Version 0.70 Last updated 5 October 1999.

Note: This document is a description and a working reference for the Newsfilter project aimed at creating a public, open-source service for quality-based filtering and recommendation of Usenet articles. For more information please review newsfilter group discussion archives and references at the end of this document. Please contact Sasha Chislenko with any suggestions or criticisms.

Project Goal

The project is intended to create a technical framework for collaborative document filtering and recommendations, an information infrastructure, and a basic set of services allowing to use people's assessments of online documents for improved navigation, and apply them to Usenet messages.

Approach and aspirations

The project aims to create a set of open standards for storage and transmission of semantic encodings and client user interfaces, and the first implementations of crucial architectural components. This will create an easy-to-use infrastructure that should allow further rapid development of the system and smooth integration of additional services.

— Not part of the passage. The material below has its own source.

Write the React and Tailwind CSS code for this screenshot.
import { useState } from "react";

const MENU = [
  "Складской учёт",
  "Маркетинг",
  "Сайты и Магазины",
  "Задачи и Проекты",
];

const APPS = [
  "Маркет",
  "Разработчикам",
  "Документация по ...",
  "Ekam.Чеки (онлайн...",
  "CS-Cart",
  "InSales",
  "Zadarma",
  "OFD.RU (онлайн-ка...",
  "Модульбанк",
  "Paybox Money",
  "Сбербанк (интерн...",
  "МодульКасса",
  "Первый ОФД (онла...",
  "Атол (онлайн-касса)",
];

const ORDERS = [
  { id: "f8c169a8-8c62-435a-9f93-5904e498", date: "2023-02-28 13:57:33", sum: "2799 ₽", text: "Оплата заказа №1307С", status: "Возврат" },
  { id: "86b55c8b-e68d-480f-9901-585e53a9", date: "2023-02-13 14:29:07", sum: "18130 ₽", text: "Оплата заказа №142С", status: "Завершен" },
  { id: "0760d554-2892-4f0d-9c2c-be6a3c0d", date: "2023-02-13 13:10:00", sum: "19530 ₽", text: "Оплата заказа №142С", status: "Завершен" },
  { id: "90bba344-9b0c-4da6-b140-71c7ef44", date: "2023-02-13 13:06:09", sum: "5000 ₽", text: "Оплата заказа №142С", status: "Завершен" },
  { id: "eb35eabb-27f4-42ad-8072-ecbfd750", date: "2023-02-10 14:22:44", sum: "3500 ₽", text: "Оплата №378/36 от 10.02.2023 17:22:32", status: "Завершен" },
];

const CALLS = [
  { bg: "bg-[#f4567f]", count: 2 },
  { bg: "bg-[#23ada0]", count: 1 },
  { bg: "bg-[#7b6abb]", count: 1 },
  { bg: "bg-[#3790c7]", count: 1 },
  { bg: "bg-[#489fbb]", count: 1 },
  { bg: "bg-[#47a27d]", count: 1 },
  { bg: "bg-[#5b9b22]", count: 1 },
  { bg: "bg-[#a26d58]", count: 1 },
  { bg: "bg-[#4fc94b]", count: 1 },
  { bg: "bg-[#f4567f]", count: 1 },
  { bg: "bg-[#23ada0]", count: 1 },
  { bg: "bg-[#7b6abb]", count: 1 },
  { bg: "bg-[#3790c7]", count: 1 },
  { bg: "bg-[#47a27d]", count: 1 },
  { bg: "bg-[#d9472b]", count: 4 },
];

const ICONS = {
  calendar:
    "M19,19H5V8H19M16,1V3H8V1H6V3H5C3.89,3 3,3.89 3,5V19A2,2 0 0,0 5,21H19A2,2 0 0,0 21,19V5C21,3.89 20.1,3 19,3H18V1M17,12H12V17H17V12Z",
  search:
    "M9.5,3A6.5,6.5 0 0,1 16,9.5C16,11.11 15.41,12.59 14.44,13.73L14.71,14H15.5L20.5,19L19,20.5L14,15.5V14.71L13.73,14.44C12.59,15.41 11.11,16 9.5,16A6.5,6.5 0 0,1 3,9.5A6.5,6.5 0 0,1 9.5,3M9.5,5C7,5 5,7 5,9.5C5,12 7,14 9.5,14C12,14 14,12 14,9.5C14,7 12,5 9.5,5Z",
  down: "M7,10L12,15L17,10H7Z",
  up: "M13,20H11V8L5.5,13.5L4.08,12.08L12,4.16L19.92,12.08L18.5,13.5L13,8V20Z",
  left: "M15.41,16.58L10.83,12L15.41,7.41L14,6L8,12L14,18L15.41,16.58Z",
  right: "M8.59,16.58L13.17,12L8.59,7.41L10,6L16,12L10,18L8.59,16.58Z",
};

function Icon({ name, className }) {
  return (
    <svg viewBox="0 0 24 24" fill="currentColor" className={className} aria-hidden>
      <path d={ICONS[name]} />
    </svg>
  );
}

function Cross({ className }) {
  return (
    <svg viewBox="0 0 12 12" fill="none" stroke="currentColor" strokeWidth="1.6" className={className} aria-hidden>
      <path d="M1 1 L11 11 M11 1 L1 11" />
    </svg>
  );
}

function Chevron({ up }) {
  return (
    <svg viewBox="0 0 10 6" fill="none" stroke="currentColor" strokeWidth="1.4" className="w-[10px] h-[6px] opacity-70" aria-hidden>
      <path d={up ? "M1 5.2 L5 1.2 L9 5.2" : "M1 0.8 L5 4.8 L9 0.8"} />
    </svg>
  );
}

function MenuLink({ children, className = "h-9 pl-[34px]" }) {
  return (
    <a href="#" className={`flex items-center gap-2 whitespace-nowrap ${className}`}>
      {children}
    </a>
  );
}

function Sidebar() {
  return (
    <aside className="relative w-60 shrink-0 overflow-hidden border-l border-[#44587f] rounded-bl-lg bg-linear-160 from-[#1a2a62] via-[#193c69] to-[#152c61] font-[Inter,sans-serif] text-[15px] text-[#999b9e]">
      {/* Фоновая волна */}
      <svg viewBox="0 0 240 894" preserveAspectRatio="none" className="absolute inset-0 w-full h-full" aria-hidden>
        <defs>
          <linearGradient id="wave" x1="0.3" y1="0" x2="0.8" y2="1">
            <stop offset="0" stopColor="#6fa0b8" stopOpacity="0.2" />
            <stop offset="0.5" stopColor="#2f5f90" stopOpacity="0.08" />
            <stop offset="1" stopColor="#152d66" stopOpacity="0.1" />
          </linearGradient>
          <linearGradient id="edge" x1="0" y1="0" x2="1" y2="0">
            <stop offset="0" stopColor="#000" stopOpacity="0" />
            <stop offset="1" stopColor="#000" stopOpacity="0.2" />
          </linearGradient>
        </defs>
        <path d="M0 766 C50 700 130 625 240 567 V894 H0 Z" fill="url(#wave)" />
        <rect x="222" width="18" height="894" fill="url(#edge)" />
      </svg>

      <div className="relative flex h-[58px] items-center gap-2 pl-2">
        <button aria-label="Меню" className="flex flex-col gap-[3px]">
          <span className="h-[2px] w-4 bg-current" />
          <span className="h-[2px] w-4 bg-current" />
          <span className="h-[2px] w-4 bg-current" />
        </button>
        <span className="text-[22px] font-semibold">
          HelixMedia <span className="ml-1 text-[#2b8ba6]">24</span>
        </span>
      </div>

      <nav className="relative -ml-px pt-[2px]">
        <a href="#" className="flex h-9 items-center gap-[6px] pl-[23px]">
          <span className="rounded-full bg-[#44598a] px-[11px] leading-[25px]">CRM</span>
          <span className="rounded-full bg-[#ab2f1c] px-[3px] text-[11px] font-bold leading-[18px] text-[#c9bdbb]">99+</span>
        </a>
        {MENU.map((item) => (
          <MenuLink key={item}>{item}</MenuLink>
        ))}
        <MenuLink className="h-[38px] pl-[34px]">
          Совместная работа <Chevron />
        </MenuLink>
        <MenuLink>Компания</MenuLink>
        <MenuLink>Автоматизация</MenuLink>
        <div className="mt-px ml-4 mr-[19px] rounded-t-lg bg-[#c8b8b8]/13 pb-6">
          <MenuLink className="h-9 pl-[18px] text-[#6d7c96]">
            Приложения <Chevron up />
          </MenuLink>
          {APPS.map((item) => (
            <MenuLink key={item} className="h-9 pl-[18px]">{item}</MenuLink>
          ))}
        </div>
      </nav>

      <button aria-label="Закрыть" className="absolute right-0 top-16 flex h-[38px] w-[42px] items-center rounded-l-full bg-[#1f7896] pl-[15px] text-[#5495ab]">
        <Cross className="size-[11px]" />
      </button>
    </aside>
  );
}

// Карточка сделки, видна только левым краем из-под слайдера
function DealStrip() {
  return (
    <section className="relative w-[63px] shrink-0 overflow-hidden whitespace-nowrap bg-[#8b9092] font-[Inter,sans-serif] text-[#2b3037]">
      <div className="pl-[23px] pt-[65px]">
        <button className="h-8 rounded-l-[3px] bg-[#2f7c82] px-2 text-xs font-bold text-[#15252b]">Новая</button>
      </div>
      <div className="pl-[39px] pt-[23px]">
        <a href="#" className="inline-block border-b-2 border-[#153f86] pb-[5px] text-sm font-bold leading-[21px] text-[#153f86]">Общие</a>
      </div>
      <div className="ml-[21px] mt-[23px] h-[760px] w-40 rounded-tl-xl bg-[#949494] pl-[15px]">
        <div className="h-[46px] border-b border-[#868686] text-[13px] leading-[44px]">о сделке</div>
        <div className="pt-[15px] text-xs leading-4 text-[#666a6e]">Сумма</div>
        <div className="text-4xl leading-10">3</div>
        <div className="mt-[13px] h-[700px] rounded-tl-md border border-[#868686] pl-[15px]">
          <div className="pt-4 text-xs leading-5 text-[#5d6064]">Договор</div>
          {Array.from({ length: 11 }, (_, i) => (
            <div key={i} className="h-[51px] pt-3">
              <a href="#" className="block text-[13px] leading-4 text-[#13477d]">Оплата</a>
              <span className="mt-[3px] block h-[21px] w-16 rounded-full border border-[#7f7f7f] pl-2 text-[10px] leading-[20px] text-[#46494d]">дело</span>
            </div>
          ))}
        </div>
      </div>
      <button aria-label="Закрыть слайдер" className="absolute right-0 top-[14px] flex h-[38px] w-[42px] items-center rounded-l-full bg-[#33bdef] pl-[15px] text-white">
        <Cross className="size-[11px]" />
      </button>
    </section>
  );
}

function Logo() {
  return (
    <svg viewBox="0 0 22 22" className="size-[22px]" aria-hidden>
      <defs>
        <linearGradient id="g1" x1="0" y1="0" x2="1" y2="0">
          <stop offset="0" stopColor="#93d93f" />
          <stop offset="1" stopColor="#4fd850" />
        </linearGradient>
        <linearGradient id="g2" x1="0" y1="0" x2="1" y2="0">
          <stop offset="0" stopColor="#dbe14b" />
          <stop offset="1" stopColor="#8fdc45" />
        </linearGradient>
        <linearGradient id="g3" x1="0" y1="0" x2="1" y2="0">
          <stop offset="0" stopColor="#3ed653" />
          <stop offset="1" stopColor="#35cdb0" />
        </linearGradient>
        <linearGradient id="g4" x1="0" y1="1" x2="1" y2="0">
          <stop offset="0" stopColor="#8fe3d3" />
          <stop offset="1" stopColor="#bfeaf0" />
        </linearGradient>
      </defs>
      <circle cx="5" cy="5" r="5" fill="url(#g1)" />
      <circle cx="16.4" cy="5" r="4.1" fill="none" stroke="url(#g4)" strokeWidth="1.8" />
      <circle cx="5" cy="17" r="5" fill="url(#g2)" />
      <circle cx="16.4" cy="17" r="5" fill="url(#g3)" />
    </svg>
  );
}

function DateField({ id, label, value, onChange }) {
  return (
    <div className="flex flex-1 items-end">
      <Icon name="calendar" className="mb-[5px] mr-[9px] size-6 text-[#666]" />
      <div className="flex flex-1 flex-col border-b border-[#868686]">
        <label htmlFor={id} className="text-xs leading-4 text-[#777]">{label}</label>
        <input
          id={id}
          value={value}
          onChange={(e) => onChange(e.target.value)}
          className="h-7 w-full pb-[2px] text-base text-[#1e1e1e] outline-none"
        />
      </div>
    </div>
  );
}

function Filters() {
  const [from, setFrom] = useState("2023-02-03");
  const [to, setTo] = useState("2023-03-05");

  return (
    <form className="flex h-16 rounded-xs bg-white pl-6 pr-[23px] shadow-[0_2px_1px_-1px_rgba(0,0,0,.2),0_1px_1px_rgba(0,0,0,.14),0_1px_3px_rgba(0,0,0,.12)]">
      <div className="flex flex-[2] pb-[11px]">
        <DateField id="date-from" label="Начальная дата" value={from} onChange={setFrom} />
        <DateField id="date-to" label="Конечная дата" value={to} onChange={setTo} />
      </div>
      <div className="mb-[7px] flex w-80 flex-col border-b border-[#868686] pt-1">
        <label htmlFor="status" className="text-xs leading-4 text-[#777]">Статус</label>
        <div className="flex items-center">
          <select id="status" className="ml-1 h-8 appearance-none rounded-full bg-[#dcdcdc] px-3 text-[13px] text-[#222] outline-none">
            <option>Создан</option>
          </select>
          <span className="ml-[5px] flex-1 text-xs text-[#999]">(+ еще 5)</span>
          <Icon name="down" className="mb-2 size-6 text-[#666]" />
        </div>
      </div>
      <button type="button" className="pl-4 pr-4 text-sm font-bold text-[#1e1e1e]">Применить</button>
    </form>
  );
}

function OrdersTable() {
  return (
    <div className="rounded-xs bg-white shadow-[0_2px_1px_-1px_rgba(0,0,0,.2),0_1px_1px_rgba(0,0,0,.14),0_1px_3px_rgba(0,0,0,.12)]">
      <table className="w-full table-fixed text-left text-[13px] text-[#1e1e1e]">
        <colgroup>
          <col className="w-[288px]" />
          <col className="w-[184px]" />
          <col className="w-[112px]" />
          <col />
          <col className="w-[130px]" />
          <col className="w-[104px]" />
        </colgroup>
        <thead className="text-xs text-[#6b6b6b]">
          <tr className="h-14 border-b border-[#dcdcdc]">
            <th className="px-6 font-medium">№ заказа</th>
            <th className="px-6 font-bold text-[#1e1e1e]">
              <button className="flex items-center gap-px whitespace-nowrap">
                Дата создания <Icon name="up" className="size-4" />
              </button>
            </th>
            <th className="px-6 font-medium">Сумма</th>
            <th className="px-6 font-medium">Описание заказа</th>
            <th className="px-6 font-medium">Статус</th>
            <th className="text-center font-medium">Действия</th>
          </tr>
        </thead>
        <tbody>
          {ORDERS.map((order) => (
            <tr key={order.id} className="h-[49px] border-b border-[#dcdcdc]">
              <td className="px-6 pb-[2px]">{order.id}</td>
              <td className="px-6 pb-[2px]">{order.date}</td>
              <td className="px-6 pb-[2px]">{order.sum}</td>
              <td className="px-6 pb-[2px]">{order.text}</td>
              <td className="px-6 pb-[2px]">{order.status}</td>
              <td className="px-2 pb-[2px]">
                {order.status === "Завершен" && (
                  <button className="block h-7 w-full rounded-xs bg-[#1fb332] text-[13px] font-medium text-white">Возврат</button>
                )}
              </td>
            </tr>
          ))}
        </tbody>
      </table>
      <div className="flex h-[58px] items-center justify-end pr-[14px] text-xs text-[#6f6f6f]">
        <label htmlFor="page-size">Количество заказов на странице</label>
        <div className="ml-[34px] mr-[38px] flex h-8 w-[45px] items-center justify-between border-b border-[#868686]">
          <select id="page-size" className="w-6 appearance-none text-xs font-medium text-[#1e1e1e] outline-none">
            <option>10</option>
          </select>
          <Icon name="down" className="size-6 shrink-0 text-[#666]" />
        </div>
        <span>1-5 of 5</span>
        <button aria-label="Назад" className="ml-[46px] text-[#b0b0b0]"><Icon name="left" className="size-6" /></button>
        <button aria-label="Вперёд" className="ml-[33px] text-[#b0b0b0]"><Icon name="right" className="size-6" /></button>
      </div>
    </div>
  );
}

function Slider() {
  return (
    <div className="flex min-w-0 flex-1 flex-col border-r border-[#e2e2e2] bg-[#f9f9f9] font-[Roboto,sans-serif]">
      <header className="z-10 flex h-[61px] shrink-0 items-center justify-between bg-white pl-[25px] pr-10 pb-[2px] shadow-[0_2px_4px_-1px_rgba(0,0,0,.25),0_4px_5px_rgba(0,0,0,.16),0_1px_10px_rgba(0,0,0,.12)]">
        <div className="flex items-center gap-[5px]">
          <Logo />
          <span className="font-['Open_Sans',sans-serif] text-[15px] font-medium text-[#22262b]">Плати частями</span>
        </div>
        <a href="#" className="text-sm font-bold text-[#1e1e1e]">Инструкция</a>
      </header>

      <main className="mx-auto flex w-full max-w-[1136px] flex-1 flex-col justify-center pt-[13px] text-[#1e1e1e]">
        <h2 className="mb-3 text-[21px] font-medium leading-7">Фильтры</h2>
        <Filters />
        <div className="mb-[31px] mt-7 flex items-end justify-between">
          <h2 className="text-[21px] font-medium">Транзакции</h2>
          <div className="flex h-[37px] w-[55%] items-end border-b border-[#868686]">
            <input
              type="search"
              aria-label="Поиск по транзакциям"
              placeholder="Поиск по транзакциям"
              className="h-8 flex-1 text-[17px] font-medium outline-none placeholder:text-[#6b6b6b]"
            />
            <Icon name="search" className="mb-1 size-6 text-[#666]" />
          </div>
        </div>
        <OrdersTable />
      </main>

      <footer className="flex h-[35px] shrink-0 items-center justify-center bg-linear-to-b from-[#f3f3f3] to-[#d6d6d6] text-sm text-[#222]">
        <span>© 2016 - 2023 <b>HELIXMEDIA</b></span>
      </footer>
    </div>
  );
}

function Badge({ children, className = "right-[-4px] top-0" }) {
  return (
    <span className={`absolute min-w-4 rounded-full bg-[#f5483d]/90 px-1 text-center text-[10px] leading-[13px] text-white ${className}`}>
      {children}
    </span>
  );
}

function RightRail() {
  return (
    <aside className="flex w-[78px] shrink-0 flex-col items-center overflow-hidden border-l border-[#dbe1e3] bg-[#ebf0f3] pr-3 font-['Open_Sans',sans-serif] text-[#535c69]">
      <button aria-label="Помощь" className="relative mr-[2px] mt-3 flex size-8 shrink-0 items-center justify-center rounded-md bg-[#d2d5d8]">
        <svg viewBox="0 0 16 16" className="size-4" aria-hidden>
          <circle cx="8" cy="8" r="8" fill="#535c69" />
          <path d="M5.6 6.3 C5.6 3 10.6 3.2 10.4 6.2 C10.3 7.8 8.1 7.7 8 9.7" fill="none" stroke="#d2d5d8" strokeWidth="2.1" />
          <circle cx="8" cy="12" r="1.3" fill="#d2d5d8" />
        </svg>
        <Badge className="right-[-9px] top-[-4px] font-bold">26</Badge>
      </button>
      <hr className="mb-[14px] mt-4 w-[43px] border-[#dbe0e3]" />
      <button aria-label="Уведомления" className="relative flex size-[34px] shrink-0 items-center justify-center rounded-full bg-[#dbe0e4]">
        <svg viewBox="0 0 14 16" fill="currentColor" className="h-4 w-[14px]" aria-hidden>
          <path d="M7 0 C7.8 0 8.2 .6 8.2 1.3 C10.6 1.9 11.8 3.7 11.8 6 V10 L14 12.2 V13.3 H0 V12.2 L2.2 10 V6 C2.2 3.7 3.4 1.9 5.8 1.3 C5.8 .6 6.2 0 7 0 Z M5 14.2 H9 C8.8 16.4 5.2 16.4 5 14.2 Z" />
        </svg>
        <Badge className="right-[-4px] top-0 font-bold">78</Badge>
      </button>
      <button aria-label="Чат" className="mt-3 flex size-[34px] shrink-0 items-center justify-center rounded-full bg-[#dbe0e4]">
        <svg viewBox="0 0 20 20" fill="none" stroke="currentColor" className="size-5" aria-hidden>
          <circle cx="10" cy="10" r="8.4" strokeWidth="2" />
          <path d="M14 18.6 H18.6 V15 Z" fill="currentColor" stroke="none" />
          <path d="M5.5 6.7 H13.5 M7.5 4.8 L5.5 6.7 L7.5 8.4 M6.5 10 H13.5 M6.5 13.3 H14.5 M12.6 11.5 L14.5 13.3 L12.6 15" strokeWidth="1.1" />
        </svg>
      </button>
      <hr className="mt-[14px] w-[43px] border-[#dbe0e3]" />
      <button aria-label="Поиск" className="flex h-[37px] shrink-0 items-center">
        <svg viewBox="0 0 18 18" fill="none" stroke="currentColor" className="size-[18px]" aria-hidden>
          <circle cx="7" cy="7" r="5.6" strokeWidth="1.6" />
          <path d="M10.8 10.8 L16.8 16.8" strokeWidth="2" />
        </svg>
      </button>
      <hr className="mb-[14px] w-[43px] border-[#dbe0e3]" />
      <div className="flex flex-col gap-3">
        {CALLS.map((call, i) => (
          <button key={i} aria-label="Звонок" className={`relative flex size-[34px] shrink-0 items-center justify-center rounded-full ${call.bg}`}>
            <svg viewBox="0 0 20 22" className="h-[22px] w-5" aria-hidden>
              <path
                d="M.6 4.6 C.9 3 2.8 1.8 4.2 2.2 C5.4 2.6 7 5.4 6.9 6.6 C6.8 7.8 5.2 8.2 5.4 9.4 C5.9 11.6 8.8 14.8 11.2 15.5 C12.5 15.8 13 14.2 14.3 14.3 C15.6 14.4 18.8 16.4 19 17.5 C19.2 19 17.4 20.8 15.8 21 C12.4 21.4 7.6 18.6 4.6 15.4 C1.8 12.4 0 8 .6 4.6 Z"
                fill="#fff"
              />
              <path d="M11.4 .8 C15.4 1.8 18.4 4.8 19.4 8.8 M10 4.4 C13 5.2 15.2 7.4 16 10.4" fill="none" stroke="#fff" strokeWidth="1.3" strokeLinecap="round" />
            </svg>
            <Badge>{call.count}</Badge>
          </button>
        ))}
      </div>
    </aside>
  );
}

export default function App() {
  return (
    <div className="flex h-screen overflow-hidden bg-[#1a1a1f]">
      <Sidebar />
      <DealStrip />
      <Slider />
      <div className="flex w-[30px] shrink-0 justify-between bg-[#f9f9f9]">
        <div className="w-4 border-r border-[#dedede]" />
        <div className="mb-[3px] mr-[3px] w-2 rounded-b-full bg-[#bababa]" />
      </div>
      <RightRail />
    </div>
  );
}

So far, Net tools concentrated on information storage, transmission, and representation functions, while all semantic analysis has been done by humans. Now, we can build another level of standards for representing, processing, and targeting documents based on their semantic encoding, and elevate the Web to a new level. In the resulting environment, the development of intelligent agents and symbolic AI may become as profitable for third-party services as text retrieval became with the invention of simple document-storage systems.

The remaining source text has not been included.